Amid A&E declines, Disney reported a plunge in equity in the income of investees to $207 million from $575 in the latest fiscal year. That said, linear networks continue to throw off significant cash with a sheer tonnage of content that continues to support the overall ecosystem. Media CEOs have said that spinning out linear will set the networks on a path to consolidate, potentially forming larger groups that will be better able to manage the assets as they decline.

Comcast expects to spin out Versant, led by Mark Lazarus, by year end with networks including MSNBC, CNBC, USA Network, Oxygen, E!, Syfy and Golf Channel. Only Bravo is remaining in the NBCU fold.
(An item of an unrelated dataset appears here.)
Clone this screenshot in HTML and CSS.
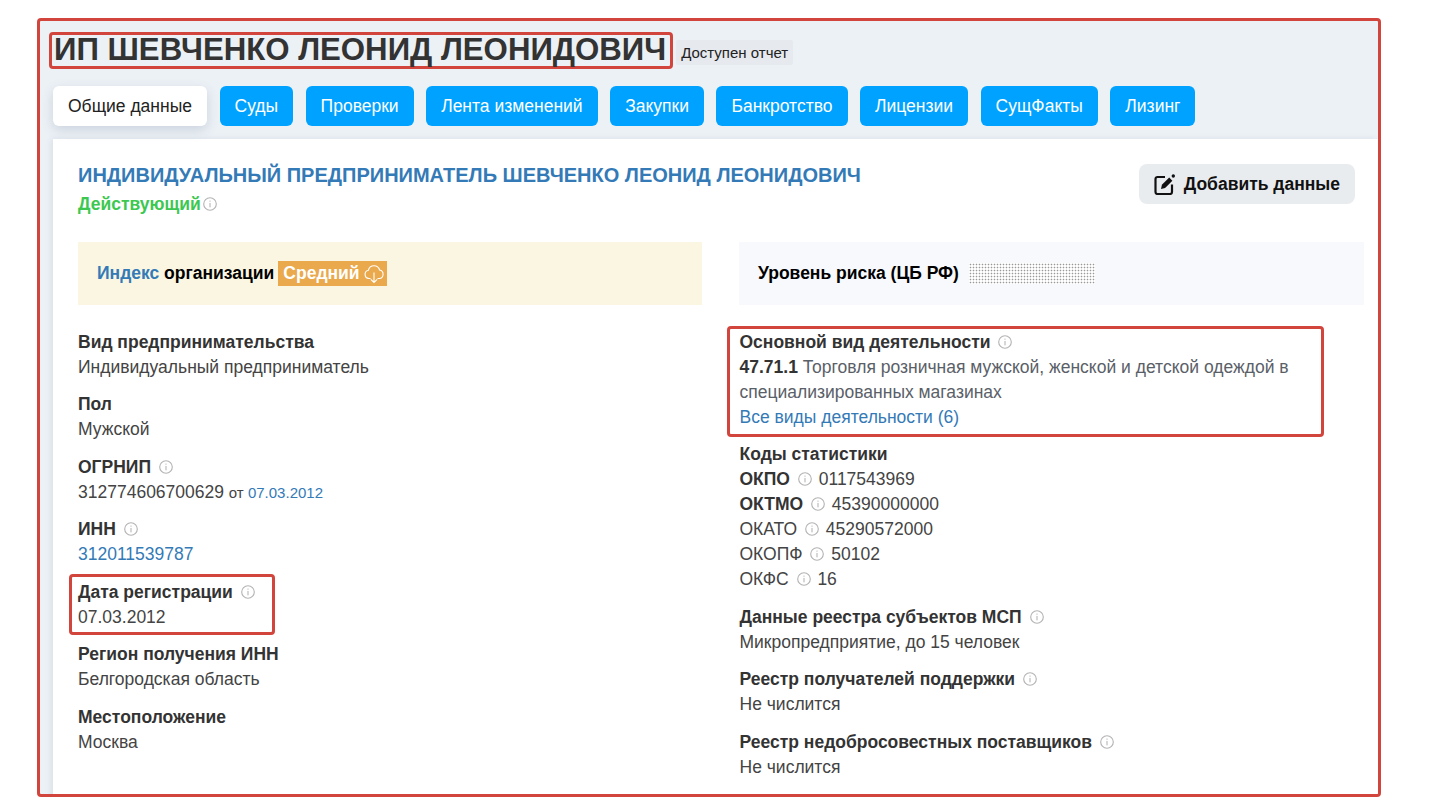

“As a standalone company with these outstanding assets, we will be better positioned to serve our audiences and drive shareholder returns in this incredibly dynamic media environment across news, sports and entertainment,” Lazarus has said. “We see a real opportunity to invest and build additional scale and I’m excited about the growth opportunities this transition will unlock.” 

Warner Bros. Discovery split its businesses internally into two separate operating divisions early this year and says it hopes for a formal separation by mid-2026. Current CFO Gunnar Wiedenfels will run the new WBD Global Networks including CNN, TNT Sports U.S. and Discovery along with free-to-air channels across Europe.

“By operating as two distinct and optimized companies in the future, we are empowering these iconic brands with the sharper focus and strategic flexibility they need to compete most effectively in today’s evolving media landscape,” said WBD CEO David Zaslav.

There’s been speculation that these two large portfolios could merge. Meanwhile, Starz CEO Jeff Hirsch has said the split from Lionsgate presents significant opportunities to bring together “brands that are focused on women and underrepresented audiences,” which are Starz core viewers.